Spoja, the prosecutor, called the statute a "gaping hole" in the effort to punish repeat DUI offenders.
Spoja also said that because Grussing's previous felony conviction occurred more than five years ago, prosecutors were prevented from having him designated a persistent felony offender. That designation carries a sentence enhancement of between five and 100 years in prison.
State law also sets a maximum fine of $5,000 for a felony DUI. Grussing was ordered to pay a $3,000 fine.
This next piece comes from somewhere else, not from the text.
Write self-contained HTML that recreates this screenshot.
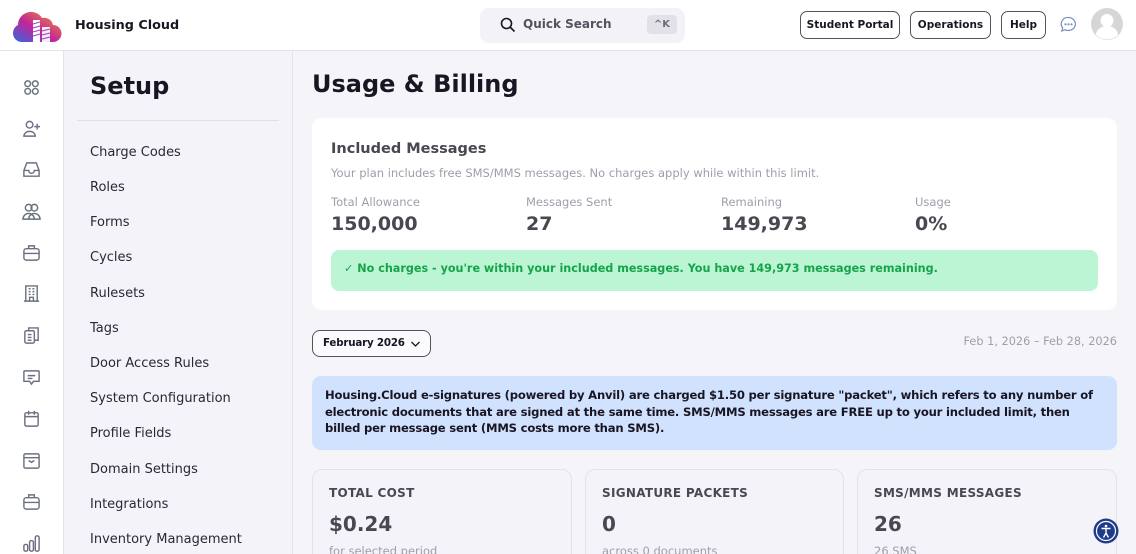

Grussing, 55, spoke briefly before he was sentenced. He said he was looking forward to treatment, which wasn't offered to him while he was imprisoned for his previous DUI conviction, in 2002.
Grussing also said he had 9 1/2 years of sobriety before he was arrested last year.
"I'm very sorry for drinking and driving at that point," he told the judge.
Grussing was arrested and charged for his 12th DUI in June 2011. After his arraignment, Grussing was released from the county jail on a $25,000 bond.
He later pleaded guilty to the charge. But while the case was still pending, Grussing was arrested again last June and charged with his 13th DUI.
At his arraignment, Watters set Grussing's bond at $200,000, and he has remained in the county jail.
A Jan. 22 trial date has been set for the pending felony DUI.